Framework for Resilient Cities
The Resilient Cities report presents a framework for urban well-being by Jo da Silva, a director of Arup International Development, and several co-authors that draws on experiences from the Asian Cities Climate Change Resilience Network (ACCCRN). Funded by The Rockefeller Foundation, ACCCRN is a network of ten core cities in India, Indonesia, Thailand and Vietnam that are experimenting with new approaches to “withstand, prepare for, and recover from the projected impacts of climate change.” The ACCCRN cities appear on the map below. (Click on the image below to view the full-size map in a separate browser tab or window.)
The framework identifies four key components of a city’s well-being that impact resilience: ecosystems, infrastructure networks, institutional networks and knowledge networks.
Ecosystems are made up of natural resources and biodiversity that sustain urban life and economic activity.
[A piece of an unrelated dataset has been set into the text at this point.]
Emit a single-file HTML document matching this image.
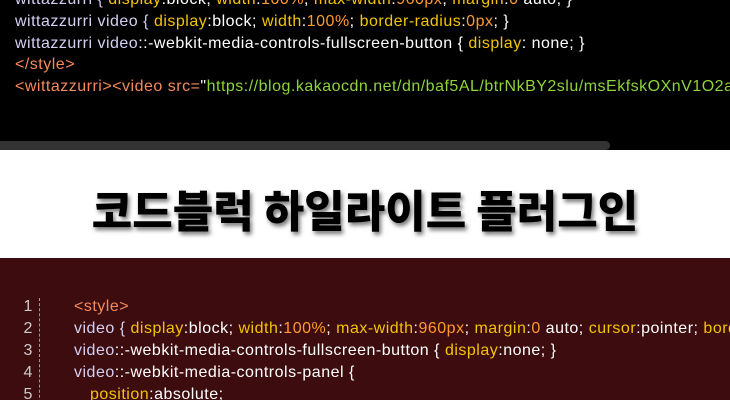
<!DOCTYPE html>
<html><head><meta charset="utf-8"><style>
body{margin:0;width:730px;height:400px;overflow:hidden;font-family:"Liberation Sans","Noto Sans CJK KR",sans-serif;}
.top{position:absolute;left:0;top:0;width:730px;height:150px;background:#000;overflow:hidden}
.top .l{position:absolute;left:15px;font-size:16px;white-space:nowrap;letter-spacing:0.5px}
.sb{position:absolute;left:0;top:141px;width:610px;height:9px;background:#333;border-radius:0 5px 5px 0}
.mid{position:absolute;left:0;top:150px;width:730px;height:108px;background:#fff}
.title{position:absolute;left:0;width:730px;top:178px;text-align:center;font-family:"Noto Sans CJK KR",sans-serif;font-weight:900;font-size:44px;letter-spacing:0px;color:#000;text-shadow:2px 3px 4px #777,0 0 2px #fff;line-height:60px}
.bot{position:absolute;left:0;top:258px;width:730px;height:142px;background:#3c0c0e;overflow:hidden}
.bot .n{position:absolute;left:18px;width:20px;text-align:center;color:#ccc;font-size:16px}
.bot .l{position:absolute;left:74px;font-size:16px;white-space:nowrap;letter-spacing:0.5px}
.dash{position:absolute;left:39px;top:40px;height:110px;border-left:1px dashed #999}
.s{color:#d4d0f4}.p{color:#f5c400}.v{color:#fff}.o{color:#ff9a30}.t{color:#f58a5a}.g{color:#8ed43a}
</style></head><body>
<div class="top">
<div class="l" style="top:-9px"><span class="s">wittazzurri { </span><span class="p">display</span><span class="v">:block; </span><span class="p">width</span><span class="v">:</span><span class="o">100%</span><span class="v">; </span><span class="p">max-width</span><span class="v">:</span><span class="o">960px</span><span class="v">; </span><span class="p">margin</span><span class="v">:</span><span class="o">0</span><span class="v"> auto; }</span></div>
<div class="l" style="top:13px"><span class="s">wittazzurri video { </span><span class="p">display</span><span class="v">:block; </span><span class="p">width</span><span class="v">:</span><span class="o">100%</span><span class="v">; </span><span class="p">border-radius</span><span class="v">:</span><span class="o">0px</span><span class="v">; }</span></div>
<div class="l" style="top:35px"><span class="s">wittazzurri video</span><span class="v">::-webkit-media-controls-fullscreen-button { </span><span class="p">display</span><span class="v">: none; }</span></div>
<div class="l" style="top:56px"><span class="t">&lt;/style&gt;</span></div>
<div class="l" style="top:78px"><span class="t">&lt;wittazzurri&gt;&lt;video src=</span><span class="v">"</span><span class="g">https://blog.kakaocdn.net/dn/baf5AL/btrNkBY2slu/msEkfskOXnV1O2aAE</span></div>
<div class="sb"></div>
</div>
<div class="mid"></div>
<div class="title">코드블럭 하일라이트 플러그인</div>
<div class="bot">
<div class="dash"></div>
<div class="n" style="top:40px">1</div><div class="l" style="top:40px"><span class="t">&lt;style&gt;</span></div>
<div class="n" style="top:62px">2</div><div class="l" style="top:62px"><span class="s">video { </span><span class="p">display</span><span class="v">:block; </span><span class="p">width</span><span class="v">:</span><span class="o">100%</span><span class="v">; </span><span class="p">max-width</span><span class="v">:</span><span class="o">960px</span><span class="v">; </span><span class="p">margin</span><span class="v">:</span><span class="o">0</span><span class="v"> auto; </span><span class="p">cursor</span><span class="v">:pointer; </span><span class="p">border-radius</span></div>
<div class="n" style="top:84px">3</div><div class="l" style="top:84px"><span class="s">video</span><span class="v">::-webkit-media-controls-fullscreen-button { </span><span class="p">display</span><span class="v">:none; }</span></div>
<div class="n" style="top:106px">4</div><div class="l" style="top:106px"><span class="s">video</span><span class="v">::-webkit-media-controls-panel {</span></div>
<div class="n" style="top:128px">5</div><div class="l" style="top:128px;left:90px"><span class="p">position</span><span class="v">:absolute;</span></div>
</div>
</body></html>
They regulate air and water, provide key inputs for self-employed farmers and multinational suppliers and help protect urban infrastructure from environmental degradation and extreme weather. In most cases, critical ecosystem services are not well understood, unappreciated and under-valued to the point of being considered free or largely taken for granted.
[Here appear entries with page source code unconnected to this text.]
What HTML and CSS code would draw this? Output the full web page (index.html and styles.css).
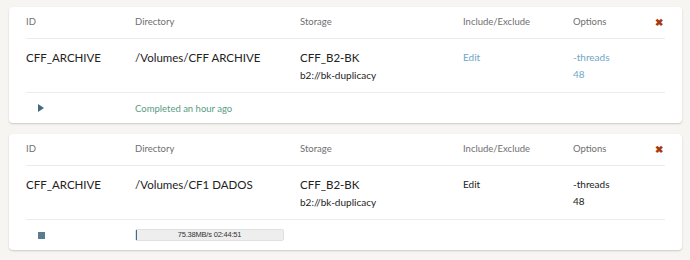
FILE: index.html
```html
<!DOCTYPE html>
<html>
<head>
    <title>Backups</title>
    <link rel="stylesheet" href="styles.css">
</head>
<body>
    <!-- first backup: finished -->
    <div class="card">
        <div class="grid head">
            <div>ID</div>
            <div>Directory</div>
            <div>Storage</div>
            <div>Include/Exclude</div>
            <div>Options</div>
            <div class="remove">&#10006;</div>
        </div>
        <div class="grid row">
            <div class="big">CFF_ARCHIVE</div>
            <div class="big">/Volumes/CFF ARCHIVE</div>
            <div><span class="big">CFF_B2-BK</span><br><span class="sub">b2://bk-duplicacy</span></div>
            <div class="link">Edit</div>
            <div class="link">-threads<br>48</div>
            <div></div>
        </div>
        <div class="grid foot">
            <div><span class="play"></span></div>
            <div class="status">Completed an hour ago</div>
        </div>
    </div>

    <!-- second backup: running -->
    <div class="card">
        <div class="grid head">
            <div>ID</div>
            <div>Directory</div>
            <div>Storage</div>
            <div>Include/Exclude</div>
            <div>Options</div>
            <div class="remove">&#10006;</div>
        </div>
        <div class="grid row">
            <div class="big">CFF_ARCHIVE</div>
            <div class="big">/Volumes/CF1 DADOS</div>
            <div><span class="big">CFF_B2-BK</span><br><span class="sub">b2://bk-duplicacy</span></div>
            <div class="plain">Edit</div>
            <div class="plain">-threads<br>48</div>
            <div></div>
        </div>
        <div class="grid foot">
            <div><span class="stop"></span></div>
            <div><div class="progress"><div class="fill" style="width: 1px"></div><span>75.38MB/s 02:44:51</span></div></div>
        </div>
    </div>
</body>
</html>
```

FILE: styles.css
```css
body {
    margin: 0;
    padding: 7px 8px 0 9px;
    background-color: #f6f5f1;
    font-family: "Lato", sans-serif;
    color: #222;
}
.card {
    background-color: white;
    border-radius: 4px;
    box-shadow: 0 1px 2px rgba(0,0,0,0.18);
    padding: 0 17px 0 17px;
    margin-bottom: 11px;
}
.grid {
    display: grid;
    grid-template-columns: 109px 165px 163px 110px 1fr 14px;
}
.head {
    font-size: 9.5px;
    color: #6f6f6f;
    height: 31px;
    line-height: 30px;
    border-bottom: 1px solid #eeece6;
}
.remove {
    color: #a8380f;
    font-size: 10px;
    font-weight: bold;
    text-align: right;
    padding-right: 2px;
}
.row {
    height: 54px;
    padding-top: 10px;
    box-sizing: border-box;
    line-height: 17px;
    border-bottom: 1px solid #eeece6;
    font-size: 10px;
}
.big {font-size: 11.5px;}
.sub {font-size: 10px;}
.link {color: #6fa6c9;}
.plain {color: #222;}
.foot {
    height: 30px;
    align-items: center;
    font-size: 9.5px;
}
.status {color: #5a9c84;}
.play {
    display: inline-block;
    margin-left: 12px;
    width: 0;
    height: 0;
    border-top: 4px solid transparent;
    border-bottom: 4px solid transparent;
    border-left: 6px solid #456a80;
}
.stop {
    display: inline-block;
    margin-left: 12px;
    width: 7px;
    height: 7px;
    background-color: #5b7c8c;
}
.progress {
    position: relative;
    width: 147px;
    height: 10px;
    background-color: #eeeeee;
    border: 1px solid #e0e0e0;
    border-radius: 2px;
    font-family: "Liberation Sans", sans-serif;
    font-size: 7.5px;
    line-height: 10px;
    letter-spacing: -0.2px;
    text-align: center;
    color: #333;
}
.fill {
    position: absolute;
    left: 0;
    top: 0;
    bottom: 0;
    background-color: #3d6a8f;
}
.progress span {position: relative;}
```
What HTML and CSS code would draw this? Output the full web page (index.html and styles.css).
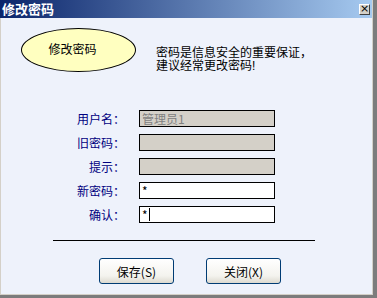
FILE: index.html
```html
<!DOCTYPE html>
<html>
<head>
<meta charset="utf-8">
<link rel="stylesheet" href="styles.css">
</head>
<body>
<div class="window">
  <div class="titlebar">
    <span class="title">修改密码</span>
    <span class="close">×</span>
  </div>
  <div class="content">
    <div class="top">
      <div class="ellipse"><span>修改密码</span></div>
      <div class="message">密码是信息安全的重要保证，<br>建议经常更改密码!</div>
    </div>
    <div class="form">
      <div class="label">用户名：</div><div class="field disabled">管理员1</div>
      <div class="label">旧密码：</div><div class="field disabled"></div>
      <div class="label">提示：</div><div class="field disabled"></div>
      <div class="label">新密码：</div><div class="field">*</div>
      <div class="label">确认：</div><div class="field">*<span class="caret"></span></div>
    </div>
    <div class="rule"></div>
    <div class="buttons">
      <button class="btn">保存(<u>S</u>)</button>
      <button class="btn">关闭(<u>X</u>)</button>
    </div>
  </div>
</div>
</body>
</html>
```
FILE: styles.css
```css
html, body {
  margin: 0;
  padding: 0;
  width: 377px;
  height: 298px;
  overflow: hidden;
  font-family: "Noto Sans CJK SC", "Liberation Sans", sans-serif;
  font-size: 12px;
}
.window {
  width: 377px;
  height: 298px;
  box-sizing: border-box;
  border-right: 4px solid #7c7c7c;
  border-bottom: 3px solid #7c7c7c;
  display: flex;
  flex-direction: column;
  background: #eef2fb;
}
.titlebar {
  height: 18px;
  flex: none;
  background: linear-gradient(to right, #0a246a, #a6caf0);
  display: flex;
  align-items: center;
  justify-content: space-between;
  padding: 0 2px 0 2px;
  border-right: 1px solid #d4d0c8;
}
.title {
  color: #fff;
  font-weight: bold;
  font-size: 13px;
  line-height: 18px;
}
.close {
  width: 11px;
  height: 11px;
  box-sizing: border-box;
  background: #d4d0c8;
  border: 1px solid;
  border-color: #fff #404040 #404040 #fff;
  font-family: "DejaVu Sans", sans-serif;
  font-size: 11px;
  line-height: 8px;
  text-align: center;
  color: #000;
  margin-top: 1px;
}
.content {
  flex: 1;
  border-left: 1px solid #d4d0c8;
  border-right: 1px solid #d4d0c8;
  border-bottom: 1px solid #d4d0c8;
  display: flex;
  flex-direction: column;
}
.top {
  display: flex;
  align-items: flex-start;
  padding-left: 20px;
  margin-top: 10px;
}
.ellipse {
  width: 115px;
  height: 44px;
  box-sizing: border-box;
  border: 1px solid #000;
  border-radius: 50%;
  background: #ffffc0;
  display: flex;
  align-items: center;
  justify-content: center;
  padding-right: 12px;
  padding-bottom: 4px;
  color: #000;
}
.message {
  margin-left: 20px;
  margin-top: 19px;
  line-height: 13px;
  font-family: "Liberation Sans", "Noto Sans CJK SC", sans-serif;
  color: #000;
}
.form {
  display: grid;
  grid-template-columns: 66px 136px;
  column-gap: 14px;
  row-gap: 7px;
  margin-left: 58px;
  margin-top: 37px;
}
.label {
  text-align: right;
  color: #000080;
  line-height: 17px;
  height: 17px;
  white-space: nowrap;
}
.field {
  height: 17px;
  box-sizing: border-box;
  border: 1px solid #000;
  background: #fff;
  line-height: 15px;
  padding-left: 2px;
  color: #000;
  display: flex;
  align-items: center;
}
.field.disabled {
  background: #d4d0c8;
  color: #808080;
}
.caret {
  display: inline-block;
  width: 1px;
  height: 13px;
  background: #000;
  margin-left: 1px;
}
.rule {
  height: 1px;
  background: #000;
  width: 262px;
  margin-left: 52px;
  margin-top: 17px;
}
.buttons {
  display: flex;
  gap: 32px;
  margin-left: 98px;
  margin-top: 17px;
}
.btn {
  width: 75px;
  height: 26px;
  box-sizing: border-box;
  border: 1px solid #003c74;
  border-radius: 3px;
  background: linear-gradient(#ffffff, #f4f3ee 70%, #dcdad0);
  font-family: "Noto Sans CJK SC", "Liberation Sans", sans-serif;
  font-size: 12px;
  color: #000;
  padding: 0;
}
.btn u {
  text-decoration: none;
}
```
Infrastructure networks refer to the physical and technological assets that enable city residents to access and use essential goods and services like energy, water, food, transport and telecommunications. To improve resilience, designs for infrastructure networks are advised to incorporate: redundancy, flexibility and diversity and the ability to fail safely. Table 2 below shows how the Resilient Cities competition entries ranked the importance of different types of infrastructure to increasing resiliency.
Institutional networks refer to cooperation across a diverse array of organizations, ranging from grassroots groups to government agencies and international donors. The ARUP report emphasizes the key role that collaboration and partnerships play in bolstering resilience. Similarly, The Rockefeller Foundation’s ACCCRN network is “supported by a large number of regional, national and local partner organizations.”
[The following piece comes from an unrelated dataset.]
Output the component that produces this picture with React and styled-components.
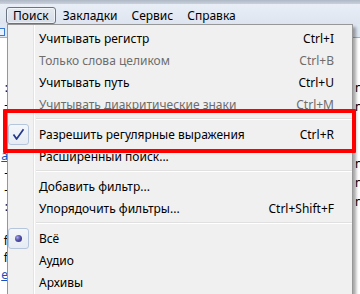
import React from "react"
import styled, { createGlobalStyle } from "styled-components"

const GlobalStyle = createGlobalStyle`
  html, body {
    margin: 0;
    padding: 0;
    background: #fff;
  }
  body {
    font-family: "Noto Sans", "Open Sans", sans-serif;
    font-size: 12px;
    color: #000;
  }
`

const Screen = styled.div`
  position: relative;
  width: 360px;
  height: 294px;
  overflow: hidden;
  background: #fff;
`

const TitleStrip = styled.div`
  height: 4px;
  background: linear-gradient(#aeb8c6, #c9d1dc);
`

const MenuBar = styled.div`
  display: flex;
  align-items: flex-end;
  height: 20px;
  padding-left: 6px;
  background: linear-gradient(#e9eef6, #dde5f0);
`

const BarItem = styled.div`
  box-sizing: border-box;
  height: 17px;
  padding: 0 6px;
  line-height: 15px;
  white-space: nowrap;
  border: 1px solid ${({ $open }) => ($open ? "#6b7482" : "transparent")};
  border-radius: 3px;
  background: ${({ $open }) => ($open ? "linear-gradient(#e4e9f1, #d6dee9)" : "transparent")};
  box-shadow: ${({ $open }) => ($open ? "inset 0 0 0 1px rgba(255,255,255,0.55)" : "none")};
`

/* the window behind the open menu */
const Backdrop = styled.div`
  display: flex;
  flex-direction: column;
`

const ToolStrip = styled.div`
  height: 9px;
  padding-top: 4px;
  background: #dfe7f3;
  border-bottom: 1px solid #a7b0bd;
`

const TabMark = styled.div`
  width: 4px;
  height: 6px;
  border: 1px solid #3b78d0;
  border-left: none;
  background: #eaf2fd;
`

const Content = styled.div`
  display: flex;
  justify-content: space-between;
  padding-top: 41px;
`

const SideColumn = styled.div`
  display: flex;
  flex-direction: column;
  width: 8px;
  overflow: hidden;
  font-size: 12px;
  line-height: 17px;
  text-align: ${({ $side }) => ($side === "right" ? "left" : "right")};
  padding-left: ${({ $side }) => ($side === "right" ? "3px" : "0")};
  box-sizing: border-box;
`

const Fragment = styled.span`
  height: ${({ $h }) => $h || 17}px;
  color: ${({ $link }) => ($link ? "#1a4fb8" : "#000")};
  text-decoration: ${({ $link }) => ($link ? "underline" : "none")};
  white-space: nowrap;
`

const Dropdown = styled.div`
  position: absolute;
  left: 7px;
  top: 24px;
  width: 346px;
  height: 290px;
  box-sizing: border-box;
  padding: 2px 0;
  border: 1px solid #979797;
  background: linear-gradient(
    to right,
    #f1f1f1 25px,
    #e2e3e3 25px,
    #e2e3e3 26px,
    #ffffff 26px,
    #ffffff 27px,
    #f0f0f0 27px
  );
  box-shadow: 3px 3px 3px rgba(0, 0, 0, 0.35);
`

const Row = styled.div`
  display: grid;
  grid-template-columns: 31px 1fr auto;
  align-items: center;
  height: 22px;
  padding-right: 18px;
  color: ${({ $disabled }) => ($disabled ? "#6d6d6d" : "#000")};
  white-space: nowrap;
`

const Mark = styled.div`
  box-sizing: border-box;
  width: 21px;
  height: 21px;
  margin-top: 1px;
  display: flex;
  align-items: center;
  justify-content: center;
  border: 1px solid #b5c6dc;
  border-radius: 3px;
  background: linear-gradient(#f3f6fa, #e6ecf4);
`

const Dot = styled.div`
  width: 7px;
  height: 7px;
  border-radius: 50%;
  background: radial-gradient(circle at 35% 35%, #a9a9e6 0%, #5252a8 45%, #27276a 100%);
`

const Shortcut = styled.span`
  text-align: right;
`

const Separator = styled.div`
  height: 8px;
  margin-left: 28px;
  display: flex;
  flex-direction: column;
  justify-content: center;
  &::before {
    content: "";
    height: 1px;
    background: #e0e0e0;
  }
  &::after {
    content: "";
    height: 1px;
    background: #fff;
  }
`

const Highlight = styled.div`
  position: absolute;
  left: 3px;
  top: 109px;
  width: 353px;
  height: 44px;
  box-sizing: border-box;
  border: 4px solid #fe0000;
  border-radius: 1px;
`

const CheckIcon = () => (
  <svg width="13" height="13" viewBox="0 0 13 13">
    <path d="M1.5 6.5 L4.6 11 L11.5 1.2" fill="none" stroke="#24378c" strokeWidth="1.7" strokeLinejoin="round" />
  </svg>
)

const items = [
  { label: "Учитывать регистр", key: "Ctrl+I" },
  { label: "Только слова целиком", key: "Ctrl+B", disabled: true },
  { label: "Учитывать путь", key: "Ctrl+U" },
  { label: "Учитывать диакритические знаки", key: "Ctrl+M", disabled: true },
  { sep: true },
  { label: "Разрешить регулярные выражения", key: "Ctrl+R", mark: "check" },
  { label: "Расширенный поиск..." },
  { sep: true },
  { label: "Добавить фильтр..." },
  { label: "Упорядочить фильтры...", key: "Ctrl+Shift+F" },
  { sep: true },
  { label: "Всё", mark: "radio" },
  { label: "Аудио" },
  { label: "Архивы" },
]

const leftBits = [":", "-", "", "", "a", "-", "-", ":", "", "f", "f", "e"]
const rightBits = ["n", "n", "", "", "n", "n", "n"]

const App = () => (
  <Screen>
    <GlobalStyle />
    <TitleStrip />
    <MenuBar>
      <BarItem $open>Поиск</BarItem>
      <BarItem>Закладки</BarItem>
      <BarItem>Сервис</BarItem>
      <BarItem>Справка</BarItem>
    </MenuBar>

    <Backdrop>
      <ToolStrip>
        <TabMark />
      </ToolStrip>
      <Content>
        <SideColumn $side="left">
          {leftBits.map((b, i) => (
            <Fragment key={i} $link={b === "a" || b === "e"}>
              {b || "\u00a0"}
            </Fragment>
          ))}
        </SideColumn>
        <SideColumn $side="right">
          {rightBits.map((b, i) => (
            <Fragment key={i} $h={19}>
              {b || "\u00a0"}
            </Fragment>
          ))}
        </SideColumn>
      </Content>
    </Backdrop>

    <Dropdown>
      {items.map((item, i) =>
        item.sep ? (
          <Separator key={i} />
        ) : (
          <Row key={i} $disabled={item.disabled}>
            <span>
              {item.mark === "check" && (
                <Mark>
                  <CheckIcon />
                </Mark>
              )}
              {item.mark === "radio" && (
                <Mark>
                  <Dot />
                </Mark>
              )}
            </span>
            <span>{item.label}</span>
            <Shortcut>{item.key}</Shortcut>
          </Row>
        )
      )}
    </Dropdown>

    <Highlight />
  </Screen>
)

export default App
Networks of people and organizations with diverse yet complementary interests promote the creation and exchange of knowledge and learning. These knowledge networks lead to new ideas and innovation that can improve urban infrastructure, institutions and economies.
City Profiles
The geographies represented in the Resilient Cities competition are telling. Entries covered 35 different cities, with nine of the ten shortlisted cities coming from the global South and four of the ten from BRIC countries Brazil, India and China. While Hurricanes Sandy, Katrina and Irene proved the topic of resilience deserves plenty of attention in the U.S. and other developed countries, much of the risk to urban populations resides in coastal cities in Asia and other developing regions that are especially vulnerable to frequent flooding and other shocks from extreme weather.
Oaxaca City, Mexico
Karol Yanez’ vision of resilience in Oaxaca City, Mexico captured first place in the Resilient Cities competition. Located in southern Mexico, Oaxaca is one of the country’s poorest states and has one of the world’s highest rates of soil erosion. A combination of increasing water scarcity and declining agricultural productivity was making it more difficult for Oaxaca’s residents to access nutritious, locally grown food.
In response, international and local NGOs and civil associations stepped in to develop a multi-level agricultural production system. The system can be visualized by a series of concentric circles (shown below), with household consumption served by local urban agriculture and commercial organic vegetable production taking place in the second circle of peri-urban agriculture. Other commercial farming and industrial agriculture take place in near rural and rural areas. (Click on the image below to view the full-size chart in a separate browser tab or window.)
Collaboration by Oaxaca’s institutional network of NGO partners helps ensure transportation linkages provide efficient, reliable access to markets and food supplies. Oaxaca’s agricultural knowledge network has helped identify approaches to improving sustainability and climate adaptation. As result, Oaxaca has been able to develop a resilient new system of sustainable, “low-input agriculture” that increases food security, prevents and even reverses soil erosion, retains scarce water resources and enhances biodiversity.
Delhi, India
Pavni Kohli took second place in the competition for a beautifully designed portrait of Delhi, India as “The Unlikely Resilient City.” In Kohli’s words, Delhi “is a city where everything that could possibly go wrong is going wrong.” Yet, despite massive traffic jams, air and water pollution and water and power shortages, Delhi managed to sustain an average growth rate of 9 percent over the past decade to become India’s richest city.
Kohli attributes Delhi’s resilience to residents’ history of resourceful adaptation (reflecting the Indian trait of jugaad) and modern development projects. As in Oaxaca City, the food security created by efficient, reliable connections between the city markets and consumers and peri-urban farmers also plays a key role in Delhi’s resilience.
The other eight shortlisted entries include: Dhaka, Bangladesh; Sao Paulo, Brazil; Lagos, Nigeria; Istanbul, Turkey; Lusaka, Zambia; Shanghai, China; Edinburgh, Scotland; and Curitiba, Brazil.
Key Takeaways
The Resilient Cities competition offers a wealth of insights about bridging the gaps between urban development and resilient cities. Here are a few more takeaways that could help with building resilience.
- Design and planning in urban development – Delhi’s resourceful society has managed to forge resilience out of chaos. Still, wherever opportunities allow, it’s hard to argue that the preferred approach to building resilient cities begins with inclusive, integrated planning that incorporates the present and future needs of all stakeholders, ranging from multinational businesses to the vulnerable populations that eke out a living in informal settlements.
- Cross-sector collaboration and partnerships – Cooperation among diverse organizations and interests is vital to building and sustaining the infrastructure and social linkages that help ensure everyone has access to essential goods and services. They also play a key role in knowledge networks that lead to innovation, economic opportunities and, hopefully, improvements infrastructure and institutions.
- Natural resources and ecosystem services – Nature’s services are cities’ first line of defense against climate change and natural disasters. Environmental degradation undermines critical infrastructure, individual livelihoods and local economies. Resilient cities need incentives and mechanisms for collaboration that can encourage and enable stakeholders to account for and internalize the full value of nature’s vital ecosystem services.
- Contingency measures and diversification – Despite the best-laid plans, adversity is inevitable. Resilient cities need to monitor economic dependencies and have contingency measures in place that allow failures to occur safely and facilitate flexible adaptation to unforeseen events.